A la inversa, el ex rector de la Universidad de Chile, Victor Pérez, lamenta que el proyecto no hable de la educación inicial de niñas y niños. Pero ocurre que por definición el proyecto aborda la educación superior, no el resto del sistema educativo. Por mucho que sea indispensable fortalecer la educación inicial, si cada vez que una ley aborda un tema se cuestiona que no aborda otros, tendríamos la actitud no muy recomendable de objetar por objetar.

El ex Director de Presupuestos de Piñera, Matías Acevedo, señala que la devolución parcial del subsidio por el beneficiario a lo largo del tiempo sería un impuesto a la renta. En efecto, tiene similitudes. ¿Y cuál es el problema? Probablemente que no le gusta el impuesto a la renta y su lógica de progresividad. Pero esa es harina de su propio costal. Se trata, en todo caso, más bien una tarifa de pago diferido y con elementos de subsidio. De paso, sostiene que el nuevo sistema llevaría a pagar, en los casos de rentas más altas, mucho más que el costo de la carrera, lo que es simplemente falso, pues se aproxima al pago de su costo y, además, se podrá hacer prepagos con descuento.

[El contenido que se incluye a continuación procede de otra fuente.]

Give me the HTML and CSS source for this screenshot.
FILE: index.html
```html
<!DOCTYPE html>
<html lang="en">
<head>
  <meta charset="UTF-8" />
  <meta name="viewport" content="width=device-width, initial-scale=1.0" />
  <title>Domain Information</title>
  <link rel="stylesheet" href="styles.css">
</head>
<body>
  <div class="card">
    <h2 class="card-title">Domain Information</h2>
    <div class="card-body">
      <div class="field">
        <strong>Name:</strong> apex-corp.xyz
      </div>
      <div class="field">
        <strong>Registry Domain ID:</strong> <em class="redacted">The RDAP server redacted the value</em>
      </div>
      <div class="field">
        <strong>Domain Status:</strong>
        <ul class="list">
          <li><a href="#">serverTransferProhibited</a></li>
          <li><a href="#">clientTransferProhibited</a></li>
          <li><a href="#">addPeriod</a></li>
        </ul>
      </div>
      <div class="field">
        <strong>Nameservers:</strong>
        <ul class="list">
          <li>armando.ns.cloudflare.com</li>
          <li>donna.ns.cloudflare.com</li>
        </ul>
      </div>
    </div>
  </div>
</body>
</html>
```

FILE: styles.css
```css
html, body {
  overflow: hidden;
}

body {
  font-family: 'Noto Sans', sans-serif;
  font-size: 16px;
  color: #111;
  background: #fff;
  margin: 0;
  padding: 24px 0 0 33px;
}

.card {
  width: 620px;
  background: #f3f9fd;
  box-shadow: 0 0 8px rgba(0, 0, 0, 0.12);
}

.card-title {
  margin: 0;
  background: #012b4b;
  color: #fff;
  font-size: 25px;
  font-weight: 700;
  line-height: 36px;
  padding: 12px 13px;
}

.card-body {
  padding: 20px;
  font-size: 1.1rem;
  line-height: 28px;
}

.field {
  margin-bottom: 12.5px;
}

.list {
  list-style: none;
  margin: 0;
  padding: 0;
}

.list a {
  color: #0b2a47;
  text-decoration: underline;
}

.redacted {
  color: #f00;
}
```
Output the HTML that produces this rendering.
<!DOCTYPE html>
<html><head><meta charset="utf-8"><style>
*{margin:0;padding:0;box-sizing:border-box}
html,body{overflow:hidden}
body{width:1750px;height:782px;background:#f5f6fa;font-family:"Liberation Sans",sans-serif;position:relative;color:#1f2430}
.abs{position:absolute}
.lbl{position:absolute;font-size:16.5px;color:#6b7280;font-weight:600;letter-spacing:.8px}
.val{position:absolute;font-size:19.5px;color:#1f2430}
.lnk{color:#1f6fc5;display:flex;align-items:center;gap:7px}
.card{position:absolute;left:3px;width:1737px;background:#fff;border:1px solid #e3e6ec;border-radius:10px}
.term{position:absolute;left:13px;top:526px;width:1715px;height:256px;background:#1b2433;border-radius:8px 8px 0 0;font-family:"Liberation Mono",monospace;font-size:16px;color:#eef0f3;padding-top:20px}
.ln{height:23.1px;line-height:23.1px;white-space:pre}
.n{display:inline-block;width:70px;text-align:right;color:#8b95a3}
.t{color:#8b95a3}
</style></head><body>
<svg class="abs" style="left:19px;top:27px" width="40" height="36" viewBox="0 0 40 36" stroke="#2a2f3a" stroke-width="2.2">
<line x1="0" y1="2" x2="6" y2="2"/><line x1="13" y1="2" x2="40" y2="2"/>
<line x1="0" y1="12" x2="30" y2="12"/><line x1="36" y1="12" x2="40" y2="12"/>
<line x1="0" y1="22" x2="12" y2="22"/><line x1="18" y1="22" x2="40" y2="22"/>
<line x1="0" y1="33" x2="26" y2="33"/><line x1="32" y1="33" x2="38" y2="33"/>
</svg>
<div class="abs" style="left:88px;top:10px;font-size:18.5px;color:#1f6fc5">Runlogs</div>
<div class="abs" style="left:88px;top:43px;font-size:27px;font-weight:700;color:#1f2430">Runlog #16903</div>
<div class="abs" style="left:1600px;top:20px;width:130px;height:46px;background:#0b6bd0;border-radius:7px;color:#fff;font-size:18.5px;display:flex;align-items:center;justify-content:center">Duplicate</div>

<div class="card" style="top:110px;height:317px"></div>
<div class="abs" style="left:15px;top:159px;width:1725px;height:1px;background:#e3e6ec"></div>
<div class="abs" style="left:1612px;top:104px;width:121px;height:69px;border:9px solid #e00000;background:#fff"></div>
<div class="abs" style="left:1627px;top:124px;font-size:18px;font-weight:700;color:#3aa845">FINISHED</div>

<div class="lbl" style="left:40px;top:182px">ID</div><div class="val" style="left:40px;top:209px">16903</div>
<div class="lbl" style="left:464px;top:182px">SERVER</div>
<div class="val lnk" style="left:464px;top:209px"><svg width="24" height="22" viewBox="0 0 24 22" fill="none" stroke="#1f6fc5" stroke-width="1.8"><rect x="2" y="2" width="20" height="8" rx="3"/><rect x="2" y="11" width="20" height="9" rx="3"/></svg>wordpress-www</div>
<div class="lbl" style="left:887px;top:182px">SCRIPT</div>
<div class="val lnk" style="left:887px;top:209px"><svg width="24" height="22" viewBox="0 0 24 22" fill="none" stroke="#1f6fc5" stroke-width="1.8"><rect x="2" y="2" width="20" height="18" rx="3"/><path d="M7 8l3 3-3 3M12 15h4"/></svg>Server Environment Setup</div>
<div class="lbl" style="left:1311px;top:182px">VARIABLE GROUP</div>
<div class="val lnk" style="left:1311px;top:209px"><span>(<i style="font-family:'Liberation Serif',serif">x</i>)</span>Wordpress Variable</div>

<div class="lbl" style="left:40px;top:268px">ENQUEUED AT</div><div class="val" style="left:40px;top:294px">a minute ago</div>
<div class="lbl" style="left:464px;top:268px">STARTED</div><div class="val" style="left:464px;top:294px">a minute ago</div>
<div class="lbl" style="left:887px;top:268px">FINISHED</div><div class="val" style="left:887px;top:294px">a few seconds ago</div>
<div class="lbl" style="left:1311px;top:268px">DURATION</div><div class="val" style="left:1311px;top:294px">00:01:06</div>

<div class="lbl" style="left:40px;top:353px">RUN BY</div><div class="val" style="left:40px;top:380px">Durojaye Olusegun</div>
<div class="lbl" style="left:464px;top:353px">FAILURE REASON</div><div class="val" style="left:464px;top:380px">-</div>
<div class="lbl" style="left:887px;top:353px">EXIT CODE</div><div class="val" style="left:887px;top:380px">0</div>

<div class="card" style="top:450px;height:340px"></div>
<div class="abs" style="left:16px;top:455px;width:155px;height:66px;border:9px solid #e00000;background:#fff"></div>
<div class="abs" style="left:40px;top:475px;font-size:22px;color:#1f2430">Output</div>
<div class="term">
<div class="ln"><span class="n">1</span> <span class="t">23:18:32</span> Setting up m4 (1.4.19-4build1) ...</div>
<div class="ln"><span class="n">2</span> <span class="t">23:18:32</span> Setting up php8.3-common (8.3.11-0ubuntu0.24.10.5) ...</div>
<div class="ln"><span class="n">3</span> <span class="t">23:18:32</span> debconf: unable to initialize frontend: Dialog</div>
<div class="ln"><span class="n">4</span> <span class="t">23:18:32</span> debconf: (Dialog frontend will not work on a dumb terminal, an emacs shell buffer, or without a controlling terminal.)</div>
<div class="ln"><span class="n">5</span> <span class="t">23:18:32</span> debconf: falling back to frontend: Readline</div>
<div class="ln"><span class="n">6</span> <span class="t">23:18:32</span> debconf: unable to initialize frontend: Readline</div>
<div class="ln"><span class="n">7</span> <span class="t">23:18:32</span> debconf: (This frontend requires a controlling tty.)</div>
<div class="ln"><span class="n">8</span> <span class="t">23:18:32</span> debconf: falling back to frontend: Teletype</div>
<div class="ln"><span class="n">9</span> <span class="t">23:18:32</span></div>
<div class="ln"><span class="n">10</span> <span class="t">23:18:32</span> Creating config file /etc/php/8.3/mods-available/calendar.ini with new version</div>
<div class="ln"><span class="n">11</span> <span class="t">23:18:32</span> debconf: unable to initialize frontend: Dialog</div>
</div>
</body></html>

El rector de la Universidad Católica, Ignacio Sánchez, sostiene que dejar el copago limitado al 10% de más ingresos, "afecta muy profundamente la viabilidad del sistema de educación superior", y que afectaría la autonomía universitaria y la haría dependiente del Estado y de políticas inciertas en el futuro, lo que no tiene fundamento alguno que no sea alimentar fantasmas. La autonomía, junto al pluralismo, es indispensable para la vida intelectual en la universidad, pero no debe confundirse con la pretensión de independencia sin condiciones financiada con fondos públicos. Ni menos debe llevar a gastar los recursos del Estado y de las familias para fines completamente distintos a los universitarios, como se ha visto recientemente. Coincidiendo con el rector de la Universidad Diego Portales, Carlos Peña, lamenta que las universidades que se acojan al nuevo sistema deban someterse a un arancel público y que solo puedan cobrar cifras adicionales al mencionado 10%, dando un salto lógico bastante extraño: esto disminuiría la calidad de la enseñanza y, a la vez, la autonomía universitaria. Si hay un subsidio público a la educación superior debe evidentemente tener un límite por carrera que tenga que ver con sus costos efectivos, y de paso tener como contrapartida la garantía de la libertad de enseñanza, que por ejemplo algunas universidades no practican al prohibir temas y posturas por razones religiosas o de orientación ideológica. Carlos Peña agrega que el nuevo sistema estimula las universidades docentes sin investigación, pero sabe bien que el proyecto comentado aborda solo el financiamiento de los estudiantes con menos recursos, y no temas que implican mecanismos de financiamiento regidos por otros cuerpos legales. Además, no es adecuado financiar la investigación con aranceles de los estudiantes que pagan el servicio educativo, sino con subsidios específicos y aportes del sector productivo.

En la actualidad, la cobertura y el gasto público y privado en educación superior están, en relación al PIB, entre los más altos de la OCDE, precisamente por un sistema en el que abundan las soluciones de mercado que empujan los costos hacia arriba, como en salud, y segmentan socialmente a las universidades sin asegurar mayor calidad ni mejorar el rol en la sociedad del sistema universitario. Muchas universidades cobran aranceles mayores por ser marcadores de estatus (lo que en economía de la educación se llama "señalización") antes que por la excelencia de sus profesores e investigadores y la pertinencia de su enseñanza y aporte al conocimiento, la tecnología y a la cultura, que es lo que se supone deben procurar maximizar las políticas públicas de educación superior.